Intel coffee lake is using LGA1151, too! Which means I can upgrade to a 6 core 8th generation I5, instead of a 4 core 7th gen I5!
To be honest, any medium-high end air cooler that supports your CPU will give you best bang for buck. You can try and buy a cooler that will allow you to squeeze every last drop out of the CPU, but you still don't know how the silicone lottery will treat you and you really are at diminishing returns. A 120mm CPU liquid cooler would probably be a fairly good bet if you really do want to push things without extortionate pricing. But I don't know the liquid cooling market well enough to give good recommendations. I guess anyone with a good warranty and reputation will net you a good product.
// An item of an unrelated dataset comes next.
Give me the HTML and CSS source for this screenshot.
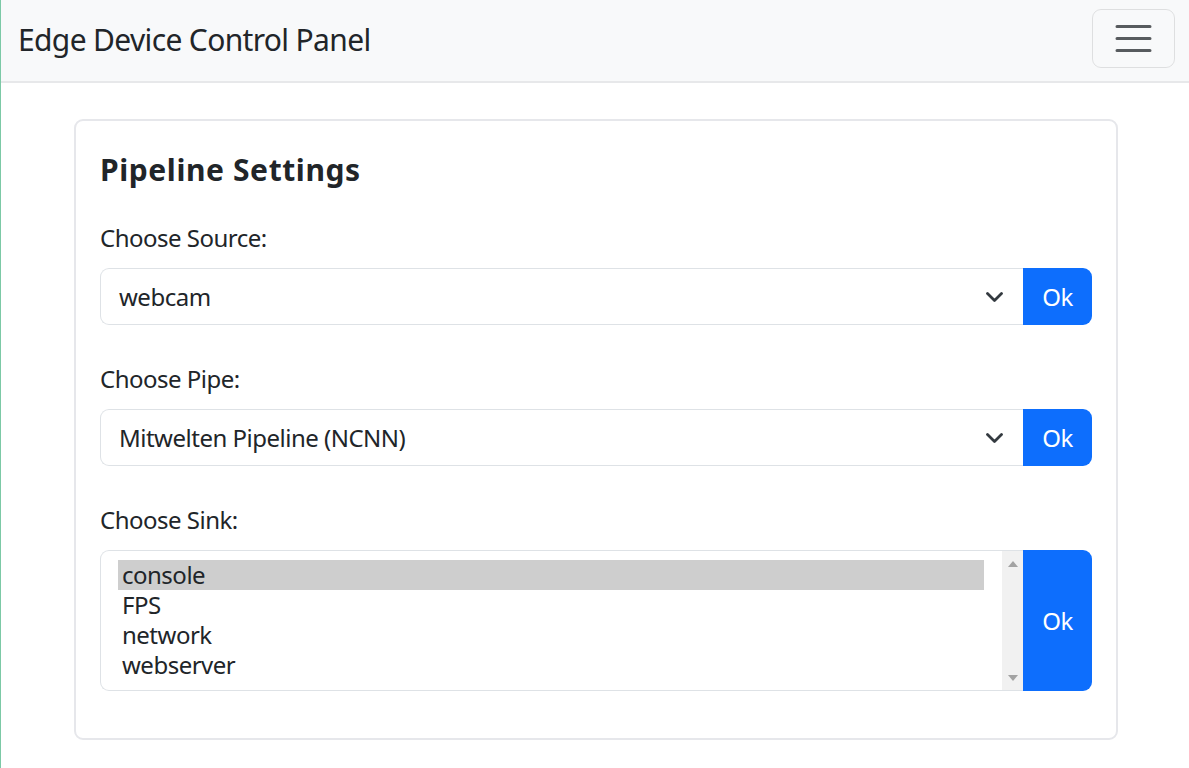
FILE: index.html
```html
<!DOCTYPE html>
<html lang="en">
<head>
<meta charset="utf-8">
<title>Edge Device Control Panel</title>
<link rel="stylesheet" href="styles.css">
</head>
<body>
<div class="page">
  <nav class="navbar">
    <span class="brand">Edge Device Control Panel</span>
    <button class="toggler" type="button" aria-label="Toggle navigation">
      <svg class="toggler-icon" viewBox="0 0 30 30" width="45" height="45">
        <path d="M4 7h22M4 15h22M4 23h22" stroke="rgba(33,37,41,0.75)" stroke-width="2" stroke-linecap="round" fill="none"/>
      </svg>
    </button>
  </nav>
  <main class="container">
    <section class="card">
      <h5 class="card-title">Pipeline Settings</h5>

      <div class="group">
        <label class="label">Choose Source:</label>
        <div class="input-group">
          <div class="select">
            <span class="select-value">webcam</span>
            <svg class="chevron" viewBox="0 0 17 10" width="17" height="10">
              <path d="M1.5 1.5 L8.5 8.5 L15.5 1.5" stroke="#343a40" stroke-width="2.8" stroke-linecap="round" stroke-linejoin="round" fill="none"/>
            </svg>
          </div>
          <button class="btn" type="button">Ok</button>
        </div>
      </div>

      <div class="group">
        <label class="label">Choose Pipe:</label>
        <div class="input-group">
          <div class="select">
            <span class="select-value">Mitwelten Pipeline (NCNN)</span>
            <svg class="chevron" viewBox="0 0 17 10" width="17" height="10">
              <path d="M1.5 1.5 L8.5 8.5 L15.5 1.5" stroke="#343a40" stroke-width="2.8" stroke-linecap="round" stroke-linejoin="round" fill="none"/>
            </svg>
          </div>
          <button class="btn" type="button">Ok</button>
        </div>
      </div>

      <div class="group last">
        <label class="label">Choose Sink:</label>
        <div class="input-group">
          <div class="listbox">
            <div class="options">
              <div class="option selected">console</div>
              <div class="option">FPS</div>
              <div class="option">network</div>
              <div class="option">webserver</div>
            </div>
            <div class="scrollbar">
              <svg class="arrow" viewBox="0 0 10 6" width="10" height="6"><path d="M0 6 L5 0 L10 6 Z" fill="#a3a3a3"/></svg>
              <svg class="arrow" viewBox="0 0 10 6" width="10" height="6"><path d="M0 0 L5 6 L10 0 Z" fill="#a3a3a3"/></svg>
            </div>
          </div>
          <button class="btn" type="button">Ok</button>
        </div>
      </div>
    </section>
  </main>
</div>
</body>
</html>
```

FILE: styles.css
```css
* { box-sizing: border-box; }

html, body {
  margin: 0;
  padding: 0;
  background: #ffffff;
}

body {
  font-family: "Noto Sans", "DejaVu Sans", sans-serif;
  color: #212529;
  font-size: 24px;
  line-height: 1.5;
  letter-spacing: -0.5px;
}

.page {
  min-height: 768px;
  border-left: 1px solid #7cc9a6;
}

.navbar {
  height: 83px;
  background: #f8f9fa;
  border-bottom: 2px solid #e7e8ea;
  display: flex;
  justify-content: space-between;
  align-items: flex-start;
  padding: 0 14px 0 17px;
}

.brand {
  align-self: center;
  font-size: 30px;
  line-height: 36px;
  color: #212529;
  margin-top: -2px;
  letter-spacing: -0.65px;
}

.toggler {
  margin-top: 9px;
  width: 83px;
  height: 59px;
  padding: 0;
  display: flex;
  align-items: center;
  justify-content: center;
  background: transparent;
  border: 1.5px solid rgba(0, 0, 0, 0.1);
  border-radius: 9px;
}

.toggler-icon { display: block; }

.container {
  padding: 36px 71px 0 73px;
}

.card {
  border: 2px solid #e6e7eb;
  border-radius: 9px;
  padding: 31px 24px 47px 24px;
}

.card-title {
  margin: 0 0 32px 0;
  font-size: 30px;
  line-height: 36px;
  font-weight: 700;
  letter-spacing: 0.6px;
}

.group {
  margin-bottom: 36px;
}

.group.last { margin-bottom: 0; }

.label {
  display: block;
  margin-bottom: 12px;
  line-height: 36px;
}

.input-group {
  display: flex;
  align-items: stretch;
}

.select {
  flex: 1;
  height: 57px;
  display: flex;
  align-items: center;
  justify-content: space-between;
  padding: 0 20px 0 18px;
  border: 1.5px solid #dee2e6;
  border-right: none;
  border-radius: 9px 0 0 9px;
  background: #fff;
}

.select-value {
  line-height: 36px;
}

.chevron { display: block; }

.btn {
  width: 69px;
  flex: none;
  background: #0d6efd;
  color: #ffffff;
  border: none;
  border-radius: 0 9px 9px 0;
  font-family: inherit;
  font-size: 24px;
  line-height: 36px;
  letter-spacing: -0.5px;
  padding: 0;
}

.listbox {
  flex: 1;
  height: 141px;
  display: flex;
  border: 1.5px solid #dee2e6;
  border-right: none;
  border-radius: 9px 0 0 9px;
  background: #fff;
  overflow: hidden;
}

.options {
  flex: 1;
  padding: 8.5px 18px 0 17px;
}

.option {
  height: 30px;
  line-height: 30px;
  padding: 0 4px;
  color: #212529;
}

.option.selected {
  background: #cecece;
}

.scrollbar {
  width: 21px;
  flex: none;
  background: #f1f1f1;
  display: flex;
  flex-direction: column;
  justify-content: space-between;
  align-items: center;
  padding: 10px 0 9px 0;
}

.arrow { display: block; }
```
Just look around at reviews. Unless you are building a show piece PC or a super high end rig an expensive CPU cooler is not really the way to go. For example, for the price of liquid cooling your CPU on the cheapest 120mm liquid cooler you can find, you would be a lot of the way towards getting a Ryzen R7 1700 instead of the 1600x. The 1700 would be faster with a small overclock on a cheap cooler than the 1600x would be with a much higher end cooler. The difference between the CPU cooler in the build you linked and a Hyper 212 Evo would actually get you the 1700 plus pocket change. Which I would say is a far better deal. So as boring and cliche as it is, a Hyper 212 Evo will give you good value for money. If you want something a little more interesting just look around at other brands of 12cm air coolers, the Hyper 212 gets mentioned a lot but I have no doubt that everyone else has products just as competent at the same or similar price points. There are some really good performance comparisons out there on websites like toms hardware that do group tests.